R: Are there other similarities between painting and tennis? 

KBH: Tennis and painting are both such internal processes. Even when there's an opponent across the net, in a lot of ways you're playing against yourself. You're relying on what you know and what you've built. Painting feels the same way. You're looking at the world in front of you, but you're also dealing with yourself and your own decisions. Both require trust.

R: What was challenging about painting tennis for the first time?

KBH: The geometry of the court itself. The lines are so exact. You know when the lines are wrong. When I'm painting outdoors or painting interiors, you can sometimes fudge things a little bit. With a tennis court, everything is in relationship to everything else. 

R: What do you hope viewers take away from these paintings?

KBH: In a lot of ways, they're about joy. Painting is really about paying attention. I spend a lot of time mixing colors, and often the preparation and color mixing takes longer than the painting itself. It's about paying attention to the nuances of things and not assuming you know what something looks like, but actually looking at it.
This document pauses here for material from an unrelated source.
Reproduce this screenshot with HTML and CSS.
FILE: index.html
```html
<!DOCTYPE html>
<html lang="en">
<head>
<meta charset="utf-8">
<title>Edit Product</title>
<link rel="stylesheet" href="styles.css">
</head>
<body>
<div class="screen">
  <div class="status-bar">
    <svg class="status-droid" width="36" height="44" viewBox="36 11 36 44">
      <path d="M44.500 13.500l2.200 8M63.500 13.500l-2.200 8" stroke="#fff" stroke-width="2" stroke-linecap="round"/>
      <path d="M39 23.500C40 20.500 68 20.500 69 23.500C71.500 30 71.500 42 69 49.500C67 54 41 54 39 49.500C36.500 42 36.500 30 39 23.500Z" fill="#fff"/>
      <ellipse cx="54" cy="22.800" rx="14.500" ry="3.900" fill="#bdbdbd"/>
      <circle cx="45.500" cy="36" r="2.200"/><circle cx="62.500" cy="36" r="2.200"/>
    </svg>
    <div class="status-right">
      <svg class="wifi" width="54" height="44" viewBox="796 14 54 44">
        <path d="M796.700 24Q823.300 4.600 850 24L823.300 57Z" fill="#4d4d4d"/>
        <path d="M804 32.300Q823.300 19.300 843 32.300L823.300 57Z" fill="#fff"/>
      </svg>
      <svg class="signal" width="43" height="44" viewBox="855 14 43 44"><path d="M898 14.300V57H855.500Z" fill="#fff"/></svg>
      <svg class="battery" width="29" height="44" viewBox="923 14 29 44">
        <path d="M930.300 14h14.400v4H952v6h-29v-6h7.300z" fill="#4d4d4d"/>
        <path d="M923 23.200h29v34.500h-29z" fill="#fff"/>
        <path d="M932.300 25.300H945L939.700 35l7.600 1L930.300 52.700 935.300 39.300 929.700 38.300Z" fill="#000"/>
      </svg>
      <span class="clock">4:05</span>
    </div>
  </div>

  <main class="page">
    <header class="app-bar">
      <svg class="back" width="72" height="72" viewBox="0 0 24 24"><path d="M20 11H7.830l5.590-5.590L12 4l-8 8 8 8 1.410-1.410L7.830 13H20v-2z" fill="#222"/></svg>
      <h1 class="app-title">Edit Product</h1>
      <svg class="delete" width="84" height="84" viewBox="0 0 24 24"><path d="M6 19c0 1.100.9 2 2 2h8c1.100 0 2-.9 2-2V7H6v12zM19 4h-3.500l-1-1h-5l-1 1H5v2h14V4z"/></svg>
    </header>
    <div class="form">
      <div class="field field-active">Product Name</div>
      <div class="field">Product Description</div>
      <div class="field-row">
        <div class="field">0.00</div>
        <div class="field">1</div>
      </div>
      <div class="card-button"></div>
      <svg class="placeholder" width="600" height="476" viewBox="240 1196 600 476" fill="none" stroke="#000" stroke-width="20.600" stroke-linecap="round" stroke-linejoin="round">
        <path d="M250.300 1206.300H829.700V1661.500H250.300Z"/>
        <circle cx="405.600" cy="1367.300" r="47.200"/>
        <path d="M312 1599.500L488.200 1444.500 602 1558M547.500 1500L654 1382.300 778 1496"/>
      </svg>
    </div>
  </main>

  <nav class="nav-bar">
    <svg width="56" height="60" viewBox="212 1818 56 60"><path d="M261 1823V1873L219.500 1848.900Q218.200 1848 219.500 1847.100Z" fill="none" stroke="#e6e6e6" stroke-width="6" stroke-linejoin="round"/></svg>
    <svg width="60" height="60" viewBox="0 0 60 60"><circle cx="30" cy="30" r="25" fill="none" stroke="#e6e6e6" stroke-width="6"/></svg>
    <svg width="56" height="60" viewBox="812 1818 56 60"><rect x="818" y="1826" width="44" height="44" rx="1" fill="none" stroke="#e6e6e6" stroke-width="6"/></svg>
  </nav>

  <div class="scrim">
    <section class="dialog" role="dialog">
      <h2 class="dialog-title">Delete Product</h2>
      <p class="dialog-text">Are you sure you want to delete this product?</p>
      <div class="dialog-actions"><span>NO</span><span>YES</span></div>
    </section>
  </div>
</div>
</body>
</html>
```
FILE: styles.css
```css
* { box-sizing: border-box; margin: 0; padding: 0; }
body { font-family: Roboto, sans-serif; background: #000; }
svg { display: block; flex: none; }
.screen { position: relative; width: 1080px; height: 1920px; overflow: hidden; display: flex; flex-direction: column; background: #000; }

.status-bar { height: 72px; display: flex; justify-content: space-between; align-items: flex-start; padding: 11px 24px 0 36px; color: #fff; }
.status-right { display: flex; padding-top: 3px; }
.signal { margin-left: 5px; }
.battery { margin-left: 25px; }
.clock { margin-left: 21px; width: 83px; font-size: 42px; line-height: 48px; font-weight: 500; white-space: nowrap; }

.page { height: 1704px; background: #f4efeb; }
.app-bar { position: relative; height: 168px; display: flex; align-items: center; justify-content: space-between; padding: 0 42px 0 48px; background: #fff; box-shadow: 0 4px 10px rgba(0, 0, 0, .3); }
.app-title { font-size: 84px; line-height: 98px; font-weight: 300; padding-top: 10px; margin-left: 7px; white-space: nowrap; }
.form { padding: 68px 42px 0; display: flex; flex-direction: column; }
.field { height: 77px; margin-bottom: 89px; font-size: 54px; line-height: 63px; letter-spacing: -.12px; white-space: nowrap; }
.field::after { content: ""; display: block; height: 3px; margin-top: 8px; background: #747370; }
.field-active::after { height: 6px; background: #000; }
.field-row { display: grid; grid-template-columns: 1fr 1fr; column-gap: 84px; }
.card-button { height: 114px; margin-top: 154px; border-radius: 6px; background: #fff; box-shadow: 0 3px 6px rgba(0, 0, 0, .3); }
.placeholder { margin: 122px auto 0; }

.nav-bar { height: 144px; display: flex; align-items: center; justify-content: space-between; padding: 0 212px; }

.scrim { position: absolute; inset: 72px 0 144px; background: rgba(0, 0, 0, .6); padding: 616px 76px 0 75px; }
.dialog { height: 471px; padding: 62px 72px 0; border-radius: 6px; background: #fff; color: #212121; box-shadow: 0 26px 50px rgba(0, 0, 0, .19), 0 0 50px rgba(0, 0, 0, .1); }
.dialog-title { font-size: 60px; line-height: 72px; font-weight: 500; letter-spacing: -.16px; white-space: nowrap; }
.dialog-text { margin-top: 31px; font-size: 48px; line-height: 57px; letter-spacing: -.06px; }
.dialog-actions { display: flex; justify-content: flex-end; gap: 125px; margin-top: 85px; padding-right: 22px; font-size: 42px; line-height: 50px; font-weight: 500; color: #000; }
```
I hope that willingness to be present comes through in the paintings and gets passed along to the viewer. One of the paintings was of someone practicing their serve over and over again. You're trying to paint something that's impossible because it's so active and constantly moving. How do you hold onto the feeling of that moment? How do you hold onto movement and energy within a still image? That's really what I'm after in the long term.

Kieran Brennan Hinton lives and works in Ontario, Canada. As a tennis neophyte, he captures aspects of the sport that many of us may take for granted.